======== DATA LINES
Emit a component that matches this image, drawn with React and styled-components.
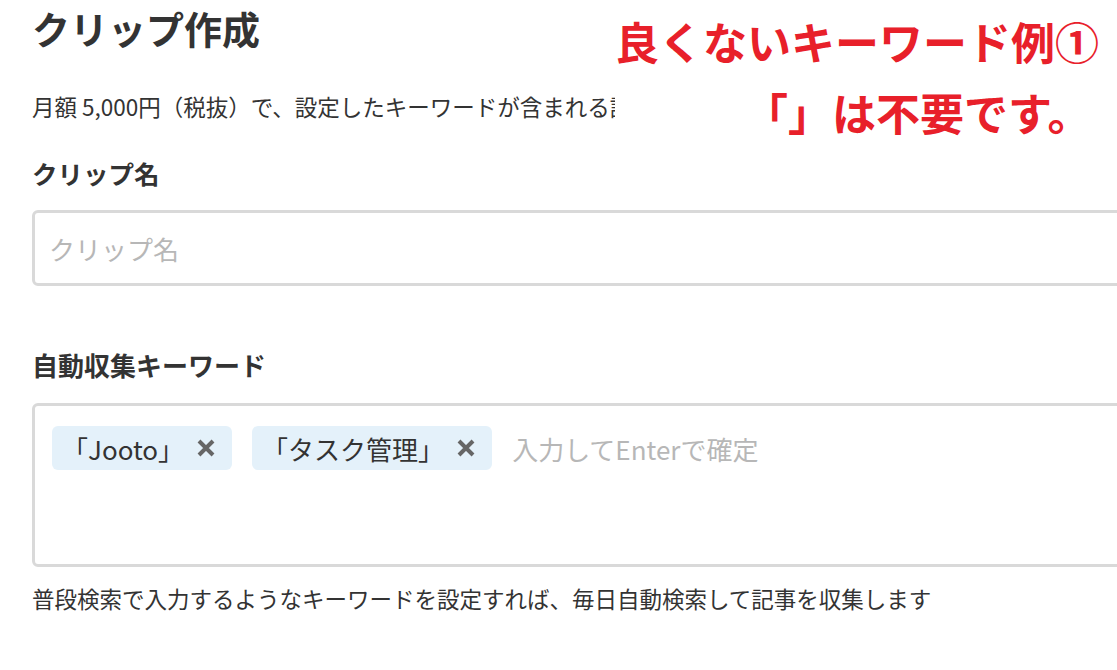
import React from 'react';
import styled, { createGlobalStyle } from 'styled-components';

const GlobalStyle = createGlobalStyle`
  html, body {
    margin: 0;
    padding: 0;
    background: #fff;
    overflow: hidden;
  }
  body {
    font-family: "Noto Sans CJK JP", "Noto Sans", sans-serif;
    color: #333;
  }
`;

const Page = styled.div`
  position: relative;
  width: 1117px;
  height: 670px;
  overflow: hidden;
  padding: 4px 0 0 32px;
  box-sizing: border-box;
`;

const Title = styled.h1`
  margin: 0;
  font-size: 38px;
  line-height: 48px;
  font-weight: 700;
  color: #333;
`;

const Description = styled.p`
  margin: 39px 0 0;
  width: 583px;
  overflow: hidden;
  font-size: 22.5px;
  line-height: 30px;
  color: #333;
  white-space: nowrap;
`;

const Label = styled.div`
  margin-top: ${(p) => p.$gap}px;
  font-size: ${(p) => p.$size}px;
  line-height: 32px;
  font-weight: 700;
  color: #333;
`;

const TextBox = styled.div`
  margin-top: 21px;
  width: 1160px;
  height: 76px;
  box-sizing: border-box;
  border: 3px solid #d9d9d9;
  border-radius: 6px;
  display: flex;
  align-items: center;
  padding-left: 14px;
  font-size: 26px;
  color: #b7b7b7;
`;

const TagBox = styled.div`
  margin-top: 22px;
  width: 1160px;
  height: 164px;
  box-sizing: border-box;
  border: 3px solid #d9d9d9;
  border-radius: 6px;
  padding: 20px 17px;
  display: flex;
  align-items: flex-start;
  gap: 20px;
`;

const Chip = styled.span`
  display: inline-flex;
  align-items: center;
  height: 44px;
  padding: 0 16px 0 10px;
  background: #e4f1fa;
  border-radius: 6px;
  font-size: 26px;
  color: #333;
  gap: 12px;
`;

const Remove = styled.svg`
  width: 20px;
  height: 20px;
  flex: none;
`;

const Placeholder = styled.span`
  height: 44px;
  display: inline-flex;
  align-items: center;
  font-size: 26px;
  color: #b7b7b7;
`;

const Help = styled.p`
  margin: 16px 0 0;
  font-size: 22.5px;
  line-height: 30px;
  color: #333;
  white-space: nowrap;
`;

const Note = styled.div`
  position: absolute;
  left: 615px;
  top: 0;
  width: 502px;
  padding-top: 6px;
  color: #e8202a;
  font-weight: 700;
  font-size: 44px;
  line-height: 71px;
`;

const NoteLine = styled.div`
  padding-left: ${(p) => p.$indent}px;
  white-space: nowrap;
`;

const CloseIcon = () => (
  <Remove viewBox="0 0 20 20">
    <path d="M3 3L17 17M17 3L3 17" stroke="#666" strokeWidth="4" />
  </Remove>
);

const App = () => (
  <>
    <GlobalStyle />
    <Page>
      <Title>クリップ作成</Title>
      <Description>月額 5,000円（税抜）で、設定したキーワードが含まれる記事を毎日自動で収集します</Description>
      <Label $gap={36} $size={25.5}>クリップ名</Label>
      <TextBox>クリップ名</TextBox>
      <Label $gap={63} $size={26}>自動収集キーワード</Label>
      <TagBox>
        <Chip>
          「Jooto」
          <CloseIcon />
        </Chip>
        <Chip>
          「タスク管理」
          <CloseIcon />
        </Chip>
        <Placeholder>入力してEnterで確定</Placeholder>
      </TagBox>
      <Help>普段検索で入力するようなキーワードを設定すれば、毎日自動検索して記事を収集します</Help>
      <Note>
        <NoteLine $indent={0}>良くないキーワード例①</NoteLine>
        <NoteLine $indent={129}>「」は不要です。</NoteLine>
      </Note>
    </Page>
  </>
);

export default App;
================
WHAT YOU HAVE TO DO: Extract all lines that hold the word "React".

SOLVED PROBLEM:
Emit a component that matches this image, drawn with React and styled-components.
import React from 'react';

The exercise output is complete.